Fifthly, you'd need to think about what to do with people who didn't
agree with you if persuasion didn't work. Enter the
Clerics. But exactly how long do you think it would take to
develop a completely unique form of martial arts from scratch? Also,
DuPont mentions about 'through the analysis of thousands of recorded
gunfights'. That must have been quite some analysis and taken a fair
amount of time; could you work out the best position to be in just from
watching an old Western movie, or something similar? That alone would
take literally years. It would have to be tested several times,
any teething troubles ironed out and then you'd have to train people up
in it. It's not the work of a few years.
Sixthly, someone (I think it was Kurt) mentioned how the rebels are
those who remembered it, and that's why they weren't going to go on
Prozium. Ignoring the little fact that based on the arguments
above, the rebels in question would have to either have access to
stasis booths and/or the Fountain of Youth, that proves nothing.

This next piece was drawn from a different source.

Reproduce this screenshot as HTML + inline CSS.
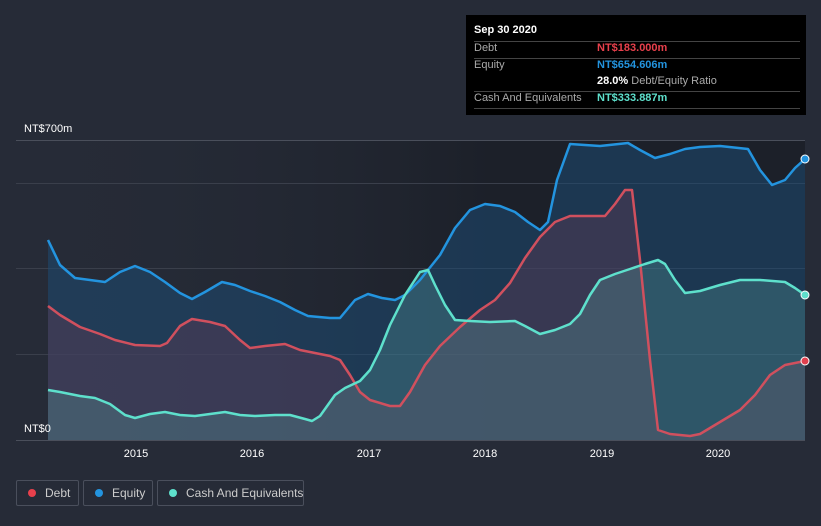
<!DOCTYPE html>
<html><head><meta charset="utf-8"><style>
html,body{margin:0;width:821px;height:526px;overflow:hidden}
body{background:#262b37;font-family:"Liberation Sans",sans-serif;position:relative}
.tt{position:absolute;left:466px;top:15px;width:340px;height:100px;background:#000;color:#fff;font-size:11px}
.tt .r{position:absolute;left:8px;right:6px;border-top:1px solid #444}
.lab{color:#aaa}
.leg{position:absolute;top:480px;height:26px;border:1px solid #4a4f5c;border-radius:2px;color:#ccc;font-size:12px;line-height:25px;box-sizing:border-box;white-space:nowrap}
.leg i{display:inline-block;width:8px;height:8px;border-radius:50%;margin:0 9px 0 11px;vertical-align:0}
</style></head><body>
<svg width="821" height="526" style="position:absolute;left:0;top:0">
<defs><linearGradient id="bg" x1="0" x2="1"><stop offset="0" stop-color="#262b37" stop-opacity="0"/><stop offset="0.6" stop-color="#1c2029"/><stop offset="1" stop-color="#1c2029"/></linearGradient></defs>
<rect x="16" y="140" width="789" height="300" fill="url(#bg)"/>
<g stroke="#3a3f4b" stroke-width="1"><line x1="16" y1="140.5" x2="805" y2="140.5" stroke="#4a4f5b"/><line x1="16" y1="183.5" x2="805" y2="183.5"/><line x1="16" y1="268.5" x2="805" y2="268.5"/><line x1="16" y1="354.5" x2="805" y2="354.5"/><line x1="16" y1="440.5" x2="805" y2="440.5" stroke="#4a4f5b"/></g>
<polygon fill="#1e4a72" fill-opacity="0.55" points="48,440 48,240 60,265 75,278 105,282 120,272 135,266 150,272 165,282 180,293 192,299 205,292 222,282 235,285 250,291 265,296 280,302 295,310 308,316 330,318 340,318 355,300 368,294 382,298 395,300 405,295 420,280 440,255 455,228 470,210 485,204 500,206 515,212 528,222 540,230 548,222 557,180 570,144 600,146 628,143 640,150 655,158 670,154 685,149 700,147 720,146 748,149 760,170 772,185 785,180 795,168 805,159 805,440"/>
<polygon fill="#5a3a55" fill-opacity="0.45" points="48,440 48,306 60,315 80,327 100,334 115,340 135,345 160,346 167,343 180,326 192,319 210,322 225,326 240,340 250,348 265,346 285,344 300,350 315,353 330,356 340,360 350,375 360,392 370,400 390,406 400,406 410,392 425,365 440,346 460,327 480,310 495,300 510,283 525,258 540,237 555,222 570,216 590,216 605,216 615,204 625,190 632,190 640,260 650,360 658,430 670,434 690,436 700,434 720,422 740,410 755,395 770,375 785,365 805,361 805,440"/>
<polygon fill="#5aa0a0" fill-opacity="0.3" points="48,440 48,390 60,392 80,396 95,398 110,404 125,415 135,418 150,414 165,412 180,415 195,416 210,414 225,412 240,415 255,416 275,415 290,415 305,419 312,421 320,416 335,395 345,388 360,381 370,370 380,350 390,325 405,295 420,272 428,270 435,285 445,305 455,320 470,321 490,322 515,321 525,326 540,334 555,330 570,324 580,314 590,295 600,280 615,274 630,269 645,264 658,260 665,264 675,280 685,293 700,291 720,285 740,280 760,280 785,282 795,288 805,295 805,440"/>
<g fill="none" stroke-width="2.5" stroke-linejoin="round">
<polyline stroke="#2394df" points="48,240 60,265 75,278 105,282 120,272 135,266 150,272 165,282 180,293 192,299 205,292 222,282 235,285 250,291 265,296 280,302 295,310 308,316 330,318 340,318 355,300 368,294 382,298 395,300 405,295 420,280 440,255 455,228 470,210 485,204 500,206 515,212 528,222 540,230 548,222 557,180 570,144 600,146 628,143 640,150 655,158 670,154 685,149 700,147 720,146 748,149 760,170 772,185 785,180 795,168 805,159"/>
<polyline stroke="#d0505e" points="48,306 60,315 80,327 100,334 115,340 135,345 160,346 167,343 180,326 192,319 210,322 225,326 240,340 250,348 265,346 285,344 300,350 315,353 330,356 340,360 350,375 360,392 370,400 390,406 400,406 410,392 425,365 440,346 460,327 480,310 495,300 510,283 525,258 540,237 555,222 570,216 590,216 605,216 615,204 625,190 632,190 640,260 650,360 658,430 670,434 690,436 700,434 720,422 740,410 755,395 770,375 785,365 805,361"/>
<polyline stroke="#5ee0cc" points="48,390 60,392 80,396 95,398 110,404 125,415 135,418 150,414 165,412 180,415 195,416 210,414 225,412 240,415 255,416 275,415 290,415 305,419 312,421 320,416 335,395 345,388 360,381 370,370 380,350 390,325 405,295 420,272 428,270 435,285 445,305 455,320 470,321 490,322 515,321 525,326 540,334 555,330 570,324 580,314 590,295 600,280 615,274 630,269 645,264 658,260 665,264 675,280 685,293 700,291 720,285 740,280 760,280 785,282 795,288 805,295"/>
</g>
<circle cx="805" cy="159" r="4" fill="#2394df" stroke="#fff" stroke-width="1"/>
<circle cx="805" cy="361" r="4" fill="#e0404e" stroke="#fff" stroke-width="1"/>
<circle cx="805" cy="295" r="4" fill="#5ee0cc" stroke="#fff" stroke-width="1"/>
<g fill="#fff" font-size="11" font-family="Liberation Sans,sans-serif">
<text x="24" y="132">NT$700m</text><text x="24" y="432">NT$0</text>
<g text-anchor="middle"><text x="136" y="457">2015</text><text x="252" y="457">2016</text><text x="369" y="457">2017</text><text x="485" y="457">2018</text><text x="602" y="457">2019</text><text x="718" y="457">2020</text></g></g>
</svg>
<div class="tt">
<div style="position:absolute;left:8px;top:9px;font-weight:bold">Sep 30 2020</div>
<div class="r" style="top:26px"></div>
<div class="lab" style="position:absolute;left:8px;top:27px">Debt</div><div style="position:absolute;left:131px;top:27px;color:#e8404c;font-weight:bold">NT$183.000m</div>
<div class="r" style="top:43px"></div>
<div class="lab" style="position:absolute;left:8px;top:44px">Equity</div><div style="position:absolute;left:131px;top:44px;color:#2394df;font-weight:bold">NT$654.606m</div>
<div style="position:absolute;left:131px;top:60px"><b>28.0%</b> <span class="lab">Debt/Equity Ratio</span></div>
<div class="r" style="top:76px"></div>
<div class="lab" style="position:absolute;left:8px;top:77px">Cash And Equivalents</div><div style="position:absolute;left:131px;top:77px;color:#5ee0cc;font-weight:bold">NT$333.887m</div>
<div class="r" style="top:93px"></div>
</div>
<div class="leg" style="left:16px;width:63px"><i style="background:#e8404c"></i>Debt</div>
<div class="leg" style="left:83px;width:70px"><i style="background:#2394df"></i>Equity</div>
<div class="leg" style="left:157px;width:147px"><i style="background:#5ee0cc"></i>Cash And Equivalents</div>
</body></html>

Turning the argument around, murder have been illegal here for
centuries. Yet people have still done it, they still do it and
they always will do it. Why? A variety of reasons, but the
facts are still the same. For every regime, every government,
there are those who oppose it.
*reads* Okay. I think that about covers it. Bear in mind
this is only my take on it; other people might have different ideas for
equally good reasons ;) *steps down from podium* The lecture is now
over and in keeping with my earlier promise, any dissidents are now
free to throw rotten foodstuffs at my head *ducks as half a brick
hurtles through the air* I SAID ROTTEN FOODSTUFFS!